NOTE: I found this 60 word sentence unnecessarily complex. I read and reread and didn’t gain any more understanding.

[k1649] Buddha summed this up in a few maxims that millions of human beings have adopted as the foundations of their lives: birth is suffering, decline is suffering, illness is suffering, death is suffering, union with that which we hate is suffering, separation from that which we love is suffering, failure to obtain what we desire is suffering.

[k1653] We long for timelessness, we endure the passing of time: we suffer time. Time is suffering.

NOTE: This is his particular view based on his particular fears. I don’t know that it is a good argument in a book about quantum time.

[k1692] There is a present that is near to us, but nothing that is “present” in a far-off galaxy. The present is a localized rather than a global phenomenon.

[k1729] This is time for us: a multilayered, complex concept with multiple, distinct properties deriving from various different approximations.
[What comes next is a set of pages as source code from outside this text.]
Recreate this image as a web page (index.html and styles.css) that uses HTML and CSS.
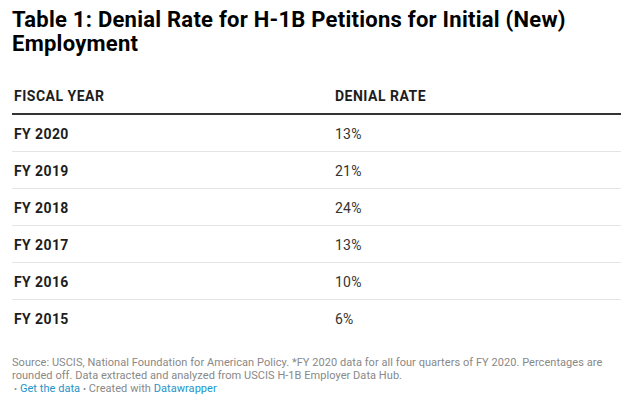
FILE: index.html
```html
<!DOCTYPE html>
<html>
<head>
<meta charset="utf-8">
<link rel="stylesheet" href="styles.css">
</head>
<body>
<div class="chart">
  <h1 class="title">Table 1: Denial Rate for H-1B Petitions for Initial (New) Employment</h1>
  <table class="data">
    <thead>
      <tr><th class="c1">FISCAL YEAR</th><th class="c2">DENIAL RATE</th></tr>
    </thead>
    <tbody>
      <tr><td class="c1">FY 2020</td><td class="c2">13%</td></tr>
      <tr><td class="c1">FY 2019</td><td class="c2">21%</td></tr>
      <tr><td class="c1">FY 2018</td><td class="c2">24%</td></tr>
      <tr><td class="c1">FY 2017</td><td class="c2">13%</td></tr>
      <tr><td class="c1">FY 2016</td><td class="c2">10%</td></tr>
      <tr><td class="c1">FY 2015</td><td class="c2">6%</td></tr>
    </tbody>
  </table>
  <div class="footer">
    <p class="notes">Source: USCIS, National Foundation for American Policy. *FY 2020 data for all four quarters of FY 2020. Percentages are rounded off. Data extracted and analyzed from USCIS H-1B Employer Data Hub.</p>
    <p class="links"><span class="dot">•</span> <a class="link">Get the data</a> <span class="dot">•</span> Created with <a class="link">Datawrapper</a></p>
  </div>
</div>
</body>
</html>
```

FILE: styles.css
```css
html, body {
  margin: 0;
  padding: 0;
  background: #ffffff;
}
body {
  font-family: Roboto, "Liberation Sans", sans-serif;
  color: #1d1d1d;
}
.chart {
  padding: 8px 0 0 12px;
}
.title {
  margin: 0;
  max-width: 560px;
  font-size: 22px;
  line-height: 24px;
  font-weight: 700;
  color: #000;
  letter-spacing: 0.25px;
}
.data {
  margin-top: 21px;
  width: 609px;
  border-collapse: collapse;
  font-size: 14px;
  line-height: 16px;
}
.data th {
  text-align: left;
  font-weight: 700;
  padding: 11px 2px 9px 2px;
  border-bottom: 2px solid #333;
  color: #1d1d1d;
  letter-spacing: 0.5px;
}
.data td {
  text-align: left;
  padding: 11px 2px 9px 2px;
  border-bottom: 1px solid #e5e5e5;
}
.data tbody tr:last-child td {
  border-bottom: none;
}
.data .c1 {
  width: 317px;
}
.data td.c1 {
  font-weight: 700;
  letter-spacing: 0.4px;
}
.data td.c2 {
  color: #333;
  letter-spacing: 0.2px;
}
.footer {
  margin-top: 20px;
  font-size: 11px;
  line-height: 13px;
  color: #888;
  letter-spacing: 0.05px;
}
.footer p {
  margin: 0;
}
.links {
  padding-left: 2px;
}
.link {
  color: #1e94c8;
  text-decoration: none;
}
.dot {
  font-size: 9px;
}
```
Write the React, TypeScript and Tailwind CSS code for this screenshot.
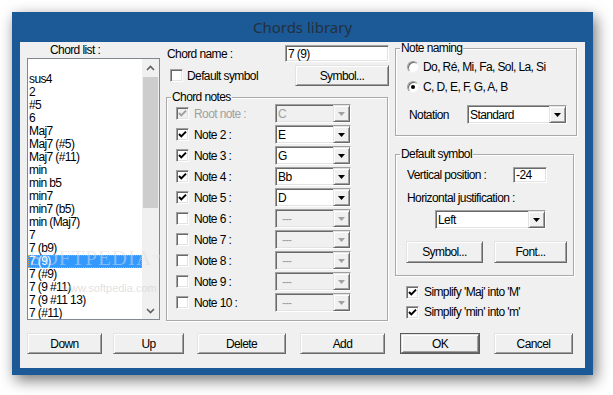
import React from "react";

const sunken =
  "border border-t-[#a0a0a0] border-l-[#a0a0a0] border-b-white border-r-white shadow-[inset_1px_1px_0_#696969,inset_-1px_-1px_0_#e3e3e3]";
const raised =
  "border border-t-[#e3e3e3] border-l-[#e3e3e3] border-b-[#696969] border-r-[#696969] shadow-[inset_1px_1px_0_#ffffff,inset_-1px_-1px_0_#a0a0a0]";

const chords = [
  "",
  "sus4",
  "2",
  "#5",
  "6",
  "Maj7",
  "Maj7 (#5)",
  "Maj7 (#11)",
  "min",
  "min b5",
  "min7",
  "min7 (b5)",
  "min (Maj7)",
  "7",
  "7 (b9)",
  "7 (9)",
  "7 (#9)",
  "7 (9 #11)",
  "7 (9 #11 13)",
  "7 (#11)",
];

const notes = [
  { label: "Root note :", value: "C", on: true, disabled: true },
  { label: "Note 2 :", value: "E", on: true },
  { label: "Note 3 :", value: "G", on: true },
  { label: "Note 4 :", value: "Bb", on: true },
  { label: "Note 5 :", value: "D", on: true },
  { label: "Note 6 :", value: "---", on: false, empty: true },
  { label: "Note 7 :", value: "---", on: false, empty: true },
  { label: "Note 8 :", value: "---", on: false, empty: true },
  { label: "Note 9 :", value: "---", on: false, empty: true },
  { label: "Note 10 :", value: "---", on: false, empty: true },
];

const Check = ({ on, disabled }: { on: boolean; disabled?: boolean }) => (
  <div
    className={`w-[13px] h-[13px] shrink-0 flex items-center justify-center ${sunken} ${
      disabled ? "bg-[#f0f0f0]" : "bg-white"
    }`}
  >
    {on && (
      <svg width="9" height="9" viewBox="0 0 9 9">
        <polyline
          points="1,4 3.3,6.4 8,1.6"
          fill="none"
          stroke={disabled ? "#a0a0a0" : "#000"}
          strokeWidth="2"
        />
      </svg>
    )}
  </div>
);

const Radio = ({ on }: { on: boolean }) => (
  <div className="w-[12px] h-[12px] shrink-0 rounded-full bg-white border border-t-[#a0a0a0] border-l-[#a0a0a0] border-b-[#f4f4f4] border-r-[#f4f4f4] shadow-[inset_1px_1px_0_#696969] flex items-center justify-center">
    {on && <div className="w-[4px] h-[4px] rounded-full bg-black" />}
  </div>
);

const Tri = ({ gray }: { gray?: boolean }) => (
  <svg width="7" height="4" viewBox="0 0 7 4">
    <polygon points="0,0 7,0 3.5,4" fill={gray ? "#a0a0a0" : "#000"} />
  </svg>
);

const Combo = ({
  value,
  disabled,
  className,
}: {
  value: string;
  disabled?: boolean;
  className: string;
}) => (
  <div className={`flex ${sunken} ${disabled ? "bg-[#f0f0f0]" : "bg-white"} ${className}`}>
    <div
      className={`flex-1 pl-[2px] flex items-center ${
        disabled ? "text-[#a0a0a0]" : "text-black"
      }`}
    >
      {value === "---" ? <span className="tracking-[-1px] pl-[4px]">---</span> : value}
    </div>
    <div className={`w-[17px] bg-[#f0f0f0] flex items-center justify-center ${raised}`}>
      <Tri gray={disabled} />
    </div>
  </div>
);

const Btn = ({
  children,
  className,
  isDefault,
}: {
  children: React.ReactNode;
  className: string;
  isDefault?: boolean;
}) =>
  isDefault ? (
    <div className={`border border-[#5a5a5a] flex ${className}`}>
      <div className={`flex-1 bg-[#f0f0f0] flex items-center justify-center ${raised}`}>
        {children}
      </div>
    </div>
  ) : (
    <div className={`bg-[#f0f0f0] flex items-center justify-center ${raised} ${className}`}>
      {children}
    </div>
  );

const Edit = ({ value, className }: { value: string; className: string }) => (
  <div className={`bg-white flex items-center pl-[2px] ${sunken} ${className}`}>{value}</div>
);

const Group = ({
  title,
  className,
  children,
}: {
  title: string;
  className: string;
  children: React.ReactNode;
}) => (
  <fieldset
    className={`border border-[#a9a9a9] shadow-[inset_1px_1px_0_#ffffff,1px_1px_0_#ffffff] ${className}`}
  >
    <legend className="ml-[4px] px-[1px] leading-[12px]">{title}</legend>
    {children}
  </fieldset>
);

export default function App() {
  return (
    <div className="w-[613px] h-[395px] bg-white overflow-hidden pt-[12px] pl-[12px]">
      <div className="w-[581px] h-[363px] bg-[#1b5a97] shadow-[3px_5px_14px_rgba(0,0,0,0.55)] flex flex-col">
        <div className="h-[30px] flex items-center justify-center text-[15px] text-[#24303c] font-['Noto_Sans',sans-serif]">
          Chords library
        </div>
        <div className="mx-[8px] h-[326px] bg-[#f0f0f0] flex flex-col relative text-[12px] tracking-[-0.6px] leading-[14px] text-black font-['Liberation_Sans',Arial,sans-serif]">
          <div className="flex h-[291px]">
            {/* chord list */}
            <div className="ml-[7px] w-[133px] flex flex-col">
              <div className="mt-[1px] h-[14px] pl-[23px]">Chord list :</div>
              <div className="mt-[1px] h-[262px] border border-[#828790] bg-white flex overflow-hidden">
                <div className="flex-1 pt-[1px]">
                  {chords.map((c, i) =>
                    i === 15 ? (
                      <div
                        key={i}
                        className="h-[13px] leading-[11px] bg-[#3399ff] text-white border border-dotted border-[#e8a040] whitespace-nowrap"
                      >
                        {c}
                      </div>
                    ) : (
                      <div key={i} className="h-[13px] leading-[13px] pl-[1px] whitespace-nowrap">
                        {c}
                      </div>
                    )
                  )}
                </div>
                <div className="w-[17px] bg-[#f0f0f0] flex flex-col">
                  <div className="h-[18px] flex items-center justify-center">
                    <svg width="9" height="6" viewBox="0 0 9 6">
                      <polyline points="1,5 4.5,1.5 8,5" fill="none" stroke="#606060" strokeWidth="1.6" />
                    </svg>
                  </div>
                  <div className="mx-[1px] h-[131px] bg-[#cdcdcd]" />
                  <div className="flex-1" />
                  <div className="h-[17px] flex items-center justify-center">
                    <svg width="9" height="6" viewBox="0 0 9 6">
                      <polyline points="1,1 4.5,4.5 8,1" fill="none" stroke="#606060" strokeWidth="1.6" />
                    </svg>
                  </div>
                </div>
              </div>
            </div>

            {/* middle */}
            <div className="ml-[6px] w-[223px] flex flex-col">
              <div className="mt-[3px] h-[17px] flex items-center">
                <span className="ml-[1px]">Chord name :</span>
                <Edit value="7 (9)" className="ml-auto w-[104px] h-[17px]" />
              </div>
              <div className="mt-[3px] h-[21px] flex items-center">
                <div className="ml-[4px]">
                  <Check on={false} />
                </div>
                <span className="ml-[4px]">Default symbol</span>
                <Btn className="ml-auto w-[94px] h-[21px]">Symbol...</Btn>
              </div>
              <Group title="Chord notes" className="mt-[5px] w-[222px] h-[230px]">
                <div className="flex flex-col">
                  {notes.map((n) => (
                    <div key={n.label} className="h-[21px] flex items-center pl-[9px]">
                      <Check on={n.on} disabled={n.disabled} />
                      <span
                        className={`ml-[5px] w-[81px] ${n.disabled ? "text-[#a0a0a0]" : ""}`}
                      >
                        {n.label}
                      </span>
                      <Combo
                        value={n.value}
                        disabled={n.disabled || n.empty}
                        className="w-[76px] h-[19px]"
                      />
                    </div>
                  ))}
                </div>
              </Group>
            </div>

            {/* right */}
            <div className="ml-[6px] w-[182px] flex flex-col">
              <Group title="Note naming" className="w-[182px] h-[94px]">
                <div className="mt-[3px] h-[20px] flex items-center pl-[11px]">
                  <Radio on={false} />
                  <span className="ml-[4px]">Do, Ré, Mi, Fa, Sol, La, Si</span>
                </div>
                <div className="h-[20px] flex items-center pl-[11px]">
                  <Radio on={true} />
                  <span className="ml-[4px]">C, D, E, F, G, A, B</span>
                </div>
                <div className="mt-[8px] h-[19px] flex items-center">
                  <span className="pl-[13px] w-[71px]">Notation</span>
                  <Combo value="Standard" className="w-[100px] h-[19px]" />
                </div>
              </Group>

              <Group title="Default symbol" className="mt-[12px] w-[179px] h-[128px]">
                <div className="mt-[7px] h-[16px] flex items-center">
                  <span className="pl-[11px] w-[117px]">Vertical position :</span>
                  <Edit value="-24" className="w-[34px] h-[16px]" />
                </div>
                <div className="mt-[8px] h-[14px] pl-[11px]">Horizontal justification :</div>
                <Combo value="Left" className="mt-[5px] ml-[39px] w-[111px] h-[19px]" />
                <div className="mt-[12px] flex">
                  <Btn className="ml-[10px] w-[77px] h-[22px]">Symbol...</Btn>
                  <Btn className="ml-[11px] w-[73px] h-[22px]">Font...</Btn>
                </div>
              </Group>

              <div className="mt-[6px] h-[20px] flex items-center pl-[11px]">
                <Check on={true} />
                <span className="ml-[5px]">Simplify 'Maj' into 'M'</span>
              </div>
              <div className="h-[20px] flex items-center pl-[11px]">
                <Check on={true} />
                <span className="ml-[5px]">Simplify 'min' into 'm'</span>
              </div>
            </div>
          </div>

          <div className="flex h-[21px]">
            <Btn className="ml-[7px] w-[75px] h-[21px]">Down</Btn>
            <Btn className="ml-[11px] w-[71px] h-[21px]">Up</Btn>
            <Btn className="ml-[13px] w-[89px] h-[21px]">Delete</Btn>
            <Btn className="ml-[14px] w-[85px] h-[21px]">Add</Btn>
            <Btn isDefault className="ml-[15px] w-[80px] h-[21px]">
              OK
            </Btn>
            <Btn className="ml-[14px] w-[79px] h-[21px]">Cancel</Btn>
          </div>

          {/* watermark */}
          <div className="absolute left-[10px] top-[209px] text-[21px] tracking-[1px] text-[#dcdcdc]/50 font-['Liberation_Serif',serif] pointer-events-none">
            SOFTPEDIA<sup className="text-[9px]">™</sup>
          </div>
          <div className="absolute left-[42px] top-[239px] text-[11px] tracking-normal text-[#cccccc]/60 font-['Liberation_Sans',sans-serif] pointer-events-none">
            www.softpedia.com
          </div>
        </div>
      </div>
    </div>
  );
}
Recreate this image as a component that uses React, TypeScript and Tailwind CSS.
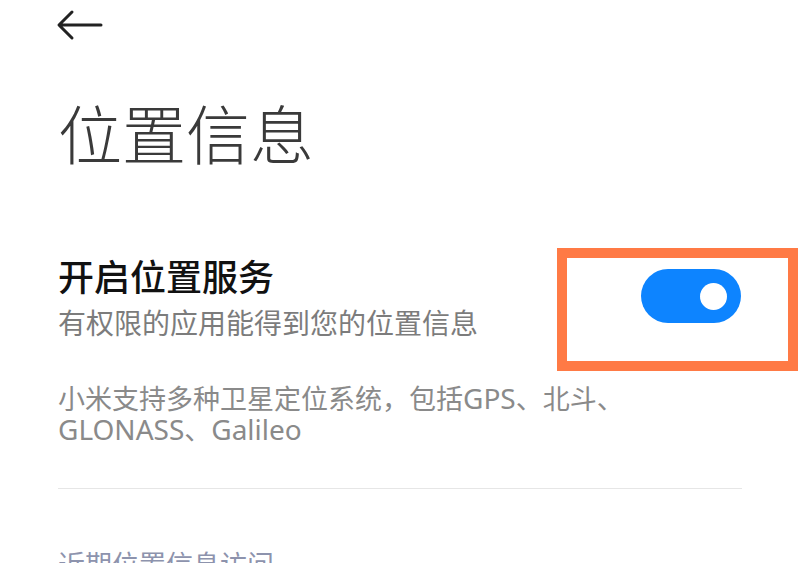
const Toggle = ({ on }: { on: boolean }) => (
  <div
    className={`mt-[9px] flex h-[54px] w-[100px] items-center rounded-full px-[14px] ${
      on ? "justify-end bg-[#0d84ff]" : "justify-start bg-[#e3e3e3]"
    }`}
  >
    <div className="h-[27px] w-[27px] rounded-full bg-white" />
  </div>
);

const App = () => {
  return (
    <div
      className="h-[563px] w-[800px] overflow-hidden bg-white"
      style={{ fontFamily: '"Noto Sans", "Noto Sans CJK SC", sans-serif' }}
    >
      <div className="px-[56px] pt-[8px]">
        <svg width="50" height="34" viewBox="0 0 50 34" fill="none">
          <path
            d="M45 17H4M16 4L3 17L16 30"
            stroke="#222"
            strokeWidth="3"
            strokeLinecap="round"
            strokeLinejoin="round"
          />
        </svg>
      </div>

      <h1 className="mt-[61px] pl-[58px] text-[64px] leading-none font-light text-[#3a3a3a]">
        位置信息
      </h1>

      <div className="relative mt-[93px] flex items-start justify-between pl-[58px] pr-[59px]">
        <div className="flex flex-col gap-[13px]">
          <div className="text-[36px] leading-none font-medium text-[#111]">
            开启位置服务
          </div>
          <div className="text-[28px] leading-none text-[#7c7c7c]">
            有权限的应用能得到您的位置信息
          </div>
        </div>
        <Toggle on />
        <div className="pointer-events-none absolute top-[-12px] right-[2px] h-[123px] w-[241px] border-[10px] border-[#ff7a45]" />
      </div>

      <p className="mt-[46px] px-[58px] text-[27px] leading-[31px] text-[#8a8a8a]">
        小米支持多种卫星定位系统，包括<span className="text-[28px]">GPS</span>、北斗、
        <br />
        <span className="text-[28px]">GLONASS</span>、<span className="text-[28px]">Galileo</span>
      </p>

      <div className="mx-[58px] mt-[43px] h-px bg-[#e6e6e6]" />

      <div className="mt-[62px] px-[58px] text-[27px] leading-none text-[#8d93ad]">
        近期位置信息访问
      </div>
    </div>
  );
};

export default App;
[k1733] Many parts of this story are solid, others plausible, others still are guesses hazarded in an attempt at understanding the whole.

[k1759] Perhaps the emotion of time is precisely what time is for us.

[k1763] When we cannot formulate a problem with precision, it is often not because the problem is profound: it’s because the problem is false.

[k1782] I am afraid of frailty, and of the absence of love. But death does not alarm me.

[k1784] I love life, but life is also struggle, suffering, pain. I think of death as akin to a well-earned rest.

[k1793] Our fear of death seems to me to be an error of evolution.

[k1795] Natural selection has produced these big apes with hypertrophic frontal lobes, with an exaggerated ability to predict the future.

NOTE: Evolution doesn’t exaggerate. Characteristics like this evolve, because they have survival value.

[k1804] We are not, in the first place, reasoning beings.

[k1807] Reason arbitrates between instincts but uses the very same instincts as primary criteria in its arbitration.

[k1810] But what drives us is not reflecting on life: it is life itself.

[k1818] We are more complex than our mental faculties are capable of grasping.